++++ Material provided
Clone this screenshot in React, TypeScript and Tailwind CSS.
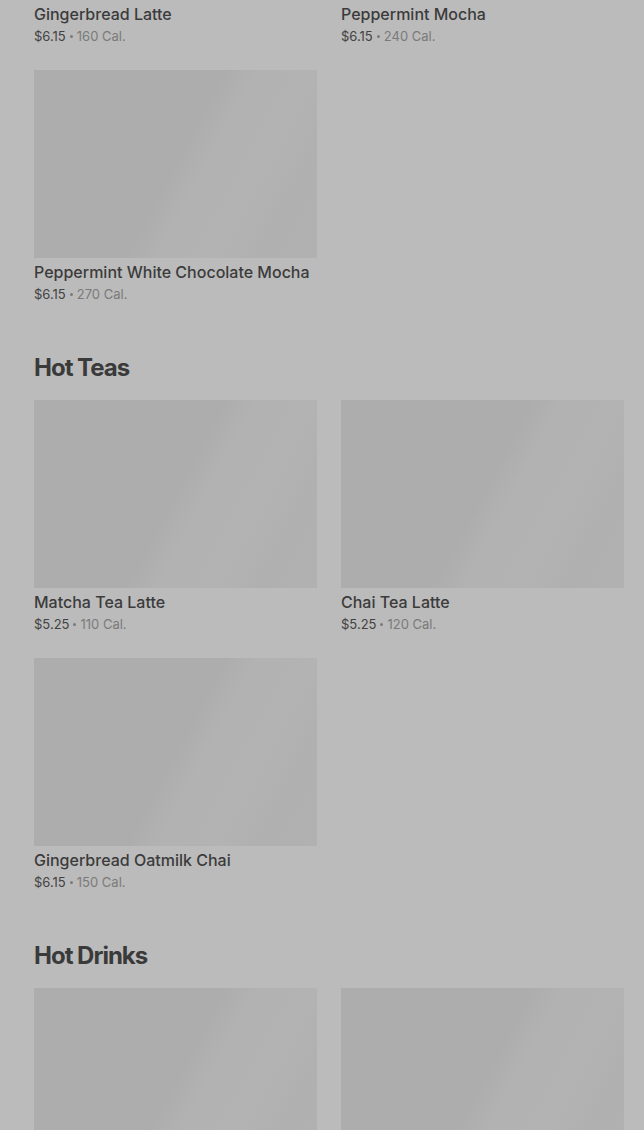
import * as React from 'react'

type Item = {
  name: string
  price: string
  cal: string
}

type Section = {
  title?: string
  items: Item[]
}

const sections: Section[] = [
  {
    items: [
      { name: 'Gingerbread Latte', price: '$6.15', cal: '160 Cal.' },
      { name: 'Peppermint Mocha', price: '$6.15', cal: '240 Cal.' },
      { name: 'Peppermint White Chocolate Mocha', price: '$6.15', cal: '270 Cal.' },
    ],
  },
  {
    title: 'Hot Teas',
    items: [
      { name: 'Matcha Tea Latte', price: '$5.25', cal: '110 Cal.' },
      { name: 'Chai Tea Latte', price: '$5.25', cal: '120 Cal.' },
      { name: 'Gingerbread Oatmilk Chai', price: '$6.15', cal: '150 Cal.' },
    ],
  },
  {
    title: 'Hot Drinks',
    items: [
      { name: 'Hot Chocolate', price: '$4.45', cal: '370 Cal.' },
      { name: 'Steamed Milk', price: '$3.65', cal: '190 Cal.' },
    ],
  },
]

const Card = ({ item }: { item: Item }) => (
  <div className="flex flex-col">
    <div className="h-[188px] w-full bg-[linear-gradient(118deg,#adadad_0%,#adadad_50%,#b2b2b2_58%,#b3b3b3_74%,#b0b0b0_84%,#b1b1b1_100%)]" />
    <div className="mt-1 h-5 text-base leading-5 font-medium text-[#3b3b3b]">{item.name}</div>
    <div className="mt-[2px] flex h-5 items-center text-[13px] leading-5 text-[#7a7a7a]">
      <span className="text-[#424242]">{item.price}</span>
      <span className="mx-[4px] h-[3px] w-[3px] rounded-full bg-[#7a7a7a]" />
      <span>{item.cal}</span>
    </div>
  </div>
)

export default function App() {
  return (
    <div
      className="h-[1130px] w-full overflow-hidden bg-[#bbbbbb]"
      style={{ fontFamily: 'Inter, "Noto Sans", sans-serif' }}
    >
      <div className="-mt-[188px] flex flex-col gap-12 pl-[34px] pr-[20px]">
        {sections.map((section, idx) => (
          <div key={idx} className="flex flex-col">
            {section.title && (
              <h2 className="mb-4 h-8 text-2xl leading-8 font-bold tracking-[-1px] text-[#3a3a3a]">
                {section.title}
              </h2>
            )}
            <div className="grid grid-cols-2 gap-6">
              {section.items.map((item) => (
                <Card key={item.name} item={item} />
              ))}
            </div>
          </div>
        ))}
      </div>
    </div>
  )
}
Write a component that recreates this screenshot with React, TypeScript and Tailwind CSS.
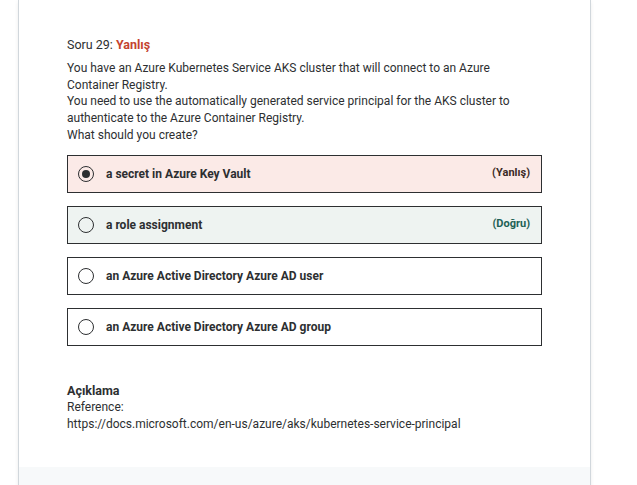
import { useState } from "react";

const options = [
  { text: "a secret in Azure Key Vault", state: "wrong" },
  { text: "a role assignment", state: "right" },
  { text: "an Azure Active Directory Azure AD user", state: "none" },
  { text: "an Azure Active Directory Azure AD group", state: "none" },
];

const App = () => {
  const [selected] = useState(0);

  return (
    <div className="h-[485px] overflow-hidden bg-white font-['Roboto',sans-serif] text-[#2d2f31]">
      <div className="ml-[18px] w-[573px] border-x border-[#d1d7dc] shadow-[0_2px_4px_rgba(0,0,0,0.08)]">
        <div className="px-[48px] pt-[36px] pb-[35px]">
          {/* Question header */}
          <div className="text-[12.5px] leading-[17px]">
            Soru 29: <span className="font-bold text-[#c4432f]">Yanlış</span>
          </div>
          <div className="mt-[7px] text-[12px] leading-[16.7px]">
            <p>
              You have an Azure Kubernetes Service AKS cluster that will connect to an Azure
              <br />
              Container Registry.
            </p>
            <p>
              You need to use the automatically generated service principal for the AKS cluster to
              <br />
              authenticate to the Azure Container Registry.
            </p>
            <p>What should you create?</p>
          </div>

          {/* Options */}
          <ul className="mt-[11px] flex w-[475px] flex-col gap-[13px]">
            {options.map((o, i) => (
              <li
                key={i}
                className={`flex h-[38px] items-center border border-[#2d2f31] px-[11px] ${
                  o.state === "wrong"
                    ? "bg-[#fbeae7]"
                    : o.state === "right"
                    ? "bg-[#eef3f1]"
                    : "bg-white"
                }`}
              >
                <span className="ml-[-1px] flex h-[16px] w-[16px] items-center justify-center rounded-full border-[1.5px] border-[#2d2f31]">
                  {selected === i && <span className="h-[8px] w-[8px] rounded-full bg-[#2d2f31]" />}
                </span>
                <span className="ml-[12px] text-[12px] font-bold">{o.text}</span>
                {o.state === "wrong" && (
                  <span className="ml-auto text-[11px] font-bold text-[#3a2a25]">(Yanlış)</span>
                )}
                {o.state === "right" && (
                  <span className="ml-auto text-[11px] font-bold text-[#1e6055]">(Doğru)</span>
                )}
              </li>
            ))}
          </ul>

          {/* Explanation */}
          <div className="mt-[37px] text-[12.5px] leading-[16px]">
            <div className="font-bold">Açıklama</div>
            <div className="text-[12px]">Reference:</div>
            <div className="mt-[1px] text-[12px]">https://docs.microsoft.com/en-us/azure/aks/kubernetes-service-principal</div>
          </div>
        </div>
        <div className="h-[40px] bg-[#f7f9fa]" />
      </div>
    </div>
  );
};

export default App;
++++++++
Prompt:
Repeat exactly, and only, the lines between the line holding "Write a component" and the line holding "const [selected] = useState(0);", inclusive, leaving pictures out.

The completed task:
Write a component that recreates this screenshot with React, TypeScript and Tailwind CSS.
import { useState } from "react";

const options = [
  { text: "a secret in Azure Key Vault", state: "wrong" },
  { text: "a role assignment", state: "right" },
  { text: "an Azure Active Directory Azure AD user", state: "none" },
  { text: "an Azure Active Directory Azure AD group", state: "none" },
];

const App = () => {
  const [selected] = useState(0);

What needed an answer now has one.